Seit einigen Monaten wird das Phänomen des Internet-Slob diskutiert: KI-generierte Inhalte wurden soweit verstärkt ins Internet gedrückt, das sie mittlerweile bis zur Hälfte des dort vorhandenen Inhalts ausmachen. Und dabei beziehen sie sich wechselseitig aufeinander, sodass die Produktion von Computer-generiertem Müll exponential steigt. Was die besagten KI-generierten Videos angeht ist schlichtweg viel Bullshit dabei. Dessen Beliebtheit kann ich mir nur dadurch erklären, dass die Konsument*innen dieser Inhalte gerade durch ihre Künstlichkeit eine ironisch Verarbeitung ihrer eigenen, massiven Entfremdung erfahren. Doch ist es eine psychisch-emotionale Verarbeitung, die sie weiter in die Unrealität zieht und die eigene Urteilsfähigkeit hinsichtlich der Wahrheit von Aussagen und Ereignissen kontinuierlich erodiert. Wenn alles fake ist, ist sowieso alles egal.
Das dies ein wesentlicher Aspekt des historischen, wie des zeitgenössischen Faschismus ist, scheint mir ziemlich klar zu sein. Und so zeigt sich auch, das überproportional viele KI-generierten Fake-Videos von implizit faschistischen Akteuren produziert werden. Ein besonders krasses Beispiel für einen (deutschen) modernen faschistischen Youtube-Kanal ist „Circus Totalis“. Deutlich erkennbar wird der faschistische Humor, mit welchem der eigene Opferstatus zur Legitimation der Erniedrigung politischer Kontrahent*innen dient – wohinter der Wunsch nach deren Vernichtung steht.
Doch alles egal. Politik ist fake. Und die Konsument*innen dieser – oder etwas weniger expliziter Inhalte – ergötzen sich daran. Sie lieben es, in die Unrealität gezogen zu werden, weil der Grad ihrer Entfremung ihnen das Grundgefühl vermittelt, in ihrem Leben insgesamt ohnehin im falschen Film zu sein.
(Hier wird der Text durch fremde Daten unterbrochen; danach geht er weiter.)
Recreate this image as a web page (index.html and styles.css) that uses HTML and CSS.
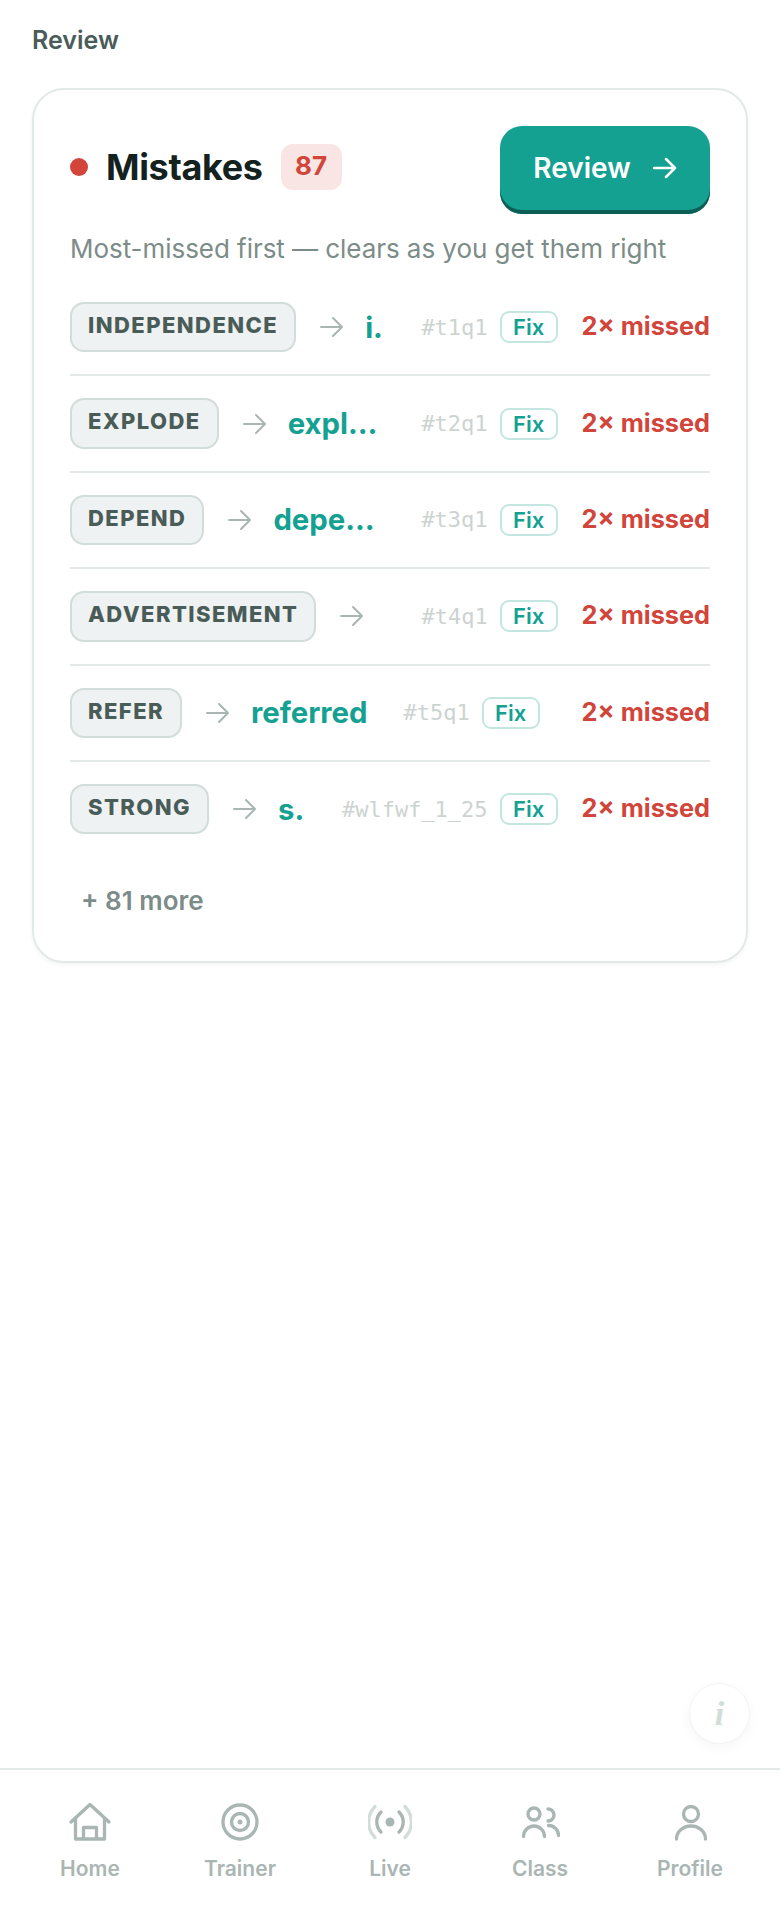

In ihrem Leben sind sie keine Handelnden – wollen aber auch nicht die Mühe auf sich nehmen, Selbstwirksamkeit zu erfahren. Denn allem voran müssten sie damit mit der Unrealität brechen und sich mit der Realität konfrontieren. Die Faschismus-affinen Subjekte unserer Zeit sind gebrochene Feiglinge, die die subjektive Kränkung ihrer bürgerlichen Freiheit und den drohenden Verlust ihres Eigentums mit dem Treten nach unten und dem Beißen zur Seite kompensieren. Der staatliche Kapitalismus hat eine unreale Welt geschaffen und mit seiner nächsten technologischen Stufe macht diese noch einen Sprung ins umfassend Unreale, wird total. Die Mythologien, Geister- und Traumwelten früherer Gesellschaften waren sehr viel wahrer und realer als der potenziell und tendenziell faschistische Internet-Slob, der in die Hirne seiner Konsument*innen sickert.
Aus anarchistischer Sicht wirft dies umfassende Probleme aus: Wie kann man Menschen überhaupt noch vermitteln, das es lebens- und erstrebenswerte konkrete Utopien gibt, wenn ihre Vorstellungskraft immer stärker durch digitalen Müll eingeschränkt wird? Wie ist es für Anarchist*innen möglich, ihre Imaginationsfähigkeit und ihr Bewusstsein aufrechtzuerhalten und weiterzuentwickeln, wenn man in der digitalen Sphäre sich durch teils hasstriefenden Müll-Content graben muss? Wo finden sich zukünftig überhaupt noch allgemein zugängliche Räume im Internet, die nicht überwacht, abgesaugt, eingelesen werden?
Und schließlich bleiben Fragen nach der Realität offen: Kann sie wiedergewonnen oder nur neu geschaffen werden? Gibt es mehrere – und wenn ja, weisen diese dann unterschiedliche Wahrheitsgrade auf? Von welchem Standpunkt aus kann man diesen aber beurteilen, wenn dies nicht dogmatisch geschehen soll? Die Überflutung mit KI-generierten Inhalten zeigt: Wirklichkeit ist nichts Gegebenes, sondern etwas – sehr real – Konstruiertes. Und Faschisten haben keinerlei Skrupel, sie instrumentell nach ihren Zwecken zu formen.